Plaintiff `s final objection is that he had a right to reinstatement to the Eldred day shift under 29 C.F.R. § 825.216(a)(2), which provides:
If a shift has been eliminated, or overtime has been decreased, an employee would not be entitled to return to work that shift or the original overtime hours upon restoration. However, if a position on, for example, a night shift has been filled by another employee, the employee is entitled to return to the same shift on which employed before taking FMLA leave.
Plaintiff relies on the fact that Howard Scott assumed the day shift post at Eldred. But Scott did not fill a vacancy created by a leave of absence. He assumed an entirely new post that was established months before Plaintiff took leave and for which Plaintiff did not apply. Thus, the second sentence of § 825.216(a)(2) has no application here.

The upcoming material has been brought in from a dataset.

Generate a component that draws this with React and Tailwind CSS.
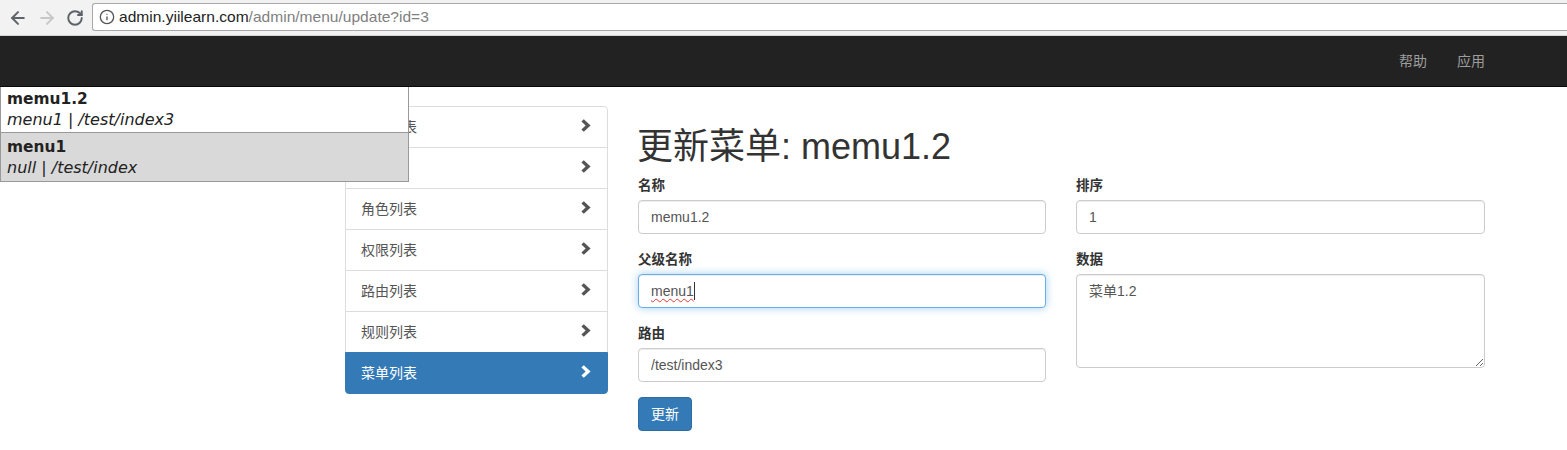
import { ArrowLeft, ArrowRight, RotateCw, Info } from 'lucide-react';

const menuItems = ['用户列表', '分配', '角色列表', '权限列表', '路由列表', '规则列表', '菜单列表'];

const inputClass =
  'block w-full h-[34px] px-3 text-sm text-[#555] bg-white border border-[#ccc] rounded outline-none shadow-[inset_0_1px_1px_rgba(0,0,0,0.075)]';

function Chevron({ className = '' }) {
  return (
    <svg viewBox="0 0 10 13" className={`w-[10px] h-[13px] ${className}`}>
      <path d="M2.8 0.2 L9.6 6.4 L2.8 12.8 L0.4 10.4 L4.6 6.4 L0.4 2.6 Z" fill="currentColor" />
    </svg>
  );
}

function Field({ label, children }) {
  return (
    <div className="mb-[15px]">
      <label className="block h-5 mb-[5px] text-[13.5px] leading-[22px] font-bold text-[#333]">{label}</label>
      {children}
    </div>
  );
}

export default function App() {
  return (
    <div className="relative h-[450px] overflow-hidden bg-white font-['Liberation_Sans','Noto_Sans_CJK_SC',sans-serif]">
      {/* Browser toolbar */}
      <div className="flex h-9 items-center bg-[#f2f2f2] border-b border-[#d4d4d4]">
        <div className="flex items-center w-[92px] pl-[8px] gap-[9px] text-[#5f6368] shrink-0">
          <ArrowLeft size={20} strokeWidth={2.4} />
          <ArrowRight size={20} strokeWidth={2.4} className="text-[#c8c8c8]" />
          <RotateCw size={18} strokeWidth={2.6} />
        </div>
        <div className="flex items-center flex-1 h-[28px] mb-[1px] pl-[6px] bg-white border border-[#a9a9a9] border-r-0 rounded-l-[3px] text-[15.55px]">
          <Info size={16} strokeWidth={2} className="text-[#555] mr-[4px]" />
          <span className="text-[#222]">admin.yiilearn.com</span>
          <span className="text-[#808080]">/admin/menu/update?id=3</span>
        </div>
      </div>

      {/* Navbar */}
      <nav className="flex h-[51px] items-center justify-end gap-[30px] pr-[82px] bg-[#222] border-b border-[#080808] text-sm text-[#9d9d9d]">
        <span>帮助</span>
        <span>应用</span>
      </nav>

      {/* Autocomplete dropdown over the page */}
      <div className="absolute left-0 top-[87px] z-10 w-[409px] bg-white border-x border-b border-[#999] font-['DejaVu_Sans','Noto_Sans_CJK_SC',sans-serif] text-[#222]">
        <div className="h-[45px] px-[6px] pt-[3px]">
          <div className="font-bold text-[15.4px] leading-[19px]">memu1.2</div>
          <div className="italic text-base leading-[21px]">menu1 | /test/index3</div>
        </div>
        <div className="h-[49px] px-[6px] pt-[5px] bg-[#d9d9d9] border-t border-[#999]">
          <div className="font-bold text-[15.4px] leading-[19px]">menu1</div>
          <div className="italic text-base leading-[21px]">null | /test/index</div>
        </div>
      </div>

      <main className="flex items-start pt-[19px] pl-[345px] pr-[82px] gap-[30px]">
        {/* Sidebar */}
        <div className="w-[263px] shrink-0 text-sm">
          {menuItems.map((item, i) => {
            const active = i === menuItems.length - 1;
            return (
              <div
                key={item}
                className={`flex items-center justify-between h-[42px] pl-[15px] pr-[16px] border ${
                  i > 0 ? '-mt-px' : 'rounded-t'
                } ${active ? 'bg-[#337ab7] border-[#337ab7] text-white rounded-b relative' : 'bg-white border-[#ddd] text-[#555]'}`}
              >
                <span>{item}</span>
                <Chevron className={`mb-1 ${active ? 'text-white' : 'text-[#555]'}`} />
              </div>
            );
          })}
        </div>

        {/* Form */}
        <div className="flex-1 min-w-0">
          <h1 className="mt-[21px] mb-[8px] -ml-px text-4xl leading-[40px] font-normal text-[#333]">更新菜单: memu1.2</h1>
          <div className="flex gap-[30px]">
            <div className="w-[408px]">
              <Field label="名称">
                <input readOnly defaultValue="memu1.2" className={inputClass} />
              </Field>
              <Field label="父级名称">
                <div className="flex items-center h-[34px] px-3 text-sm text-[#555] bg-white border border-[#66afe9] rounded shadow-[inset_0_1px_1px_rgba(0,0,0,0.075),0_0_8px_rgba(102,175,233,0.6)]">
                  <span className="underline decoration-wavy decoration-[#e53935] decoration-1 underline-offset-2">menu1</span>
                  <span className="w-px h-[18px] bg-[#333]" />
                </div>
              </Field>
              <Field label="路由">
                <input readOnly defaultValue="/test/index3" className={inputClass} />
              </Field>
              <button className="h-[34px] w-[54px] text-sm text-white bg-[#337ab7] border border-[#2e6da4] rounded">更新</button>
            </div>
            <div className="w-[409px]">
              <Field label="排序">
                <input readOnly defaultValue="1" className={inputClass} />
              </Field>
              <Field label="数据">
                <textarea
                  readOnly
                  defaultValue="菜单1.2"
                  className="block w-full h-[94px] px-3 py-[6px] text-sm leading-5 text-[#555] bg-white border border-[#ccc] rounded outline-none shadow-[inset_0_1px_1px_rgba(0,0,0,0.075)]"
                />
              </Field>
            </div>
          </div>
        </div>
      </main>
    </div>
  );
}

On the contrary, Hubbard falls within the first sentence — his shift was eliminated — and the District was not obligated to have him work the first shift at Eldred.
ACCORDINGLY, IT IS HEREBY ORDERED THAT:
1. The Report and Recommendation of Magistrate Judge Mannion is ADOPTED.
2. Defendant's Motion for Summary Judgment (Dkt. Entry 13) is GRANTED.
3. The Clerk of Court is directed to enter judgment in favor of Defendant and against Plaintiff.
4. The Clerk of Court is further directed to mark this matter CLOSED.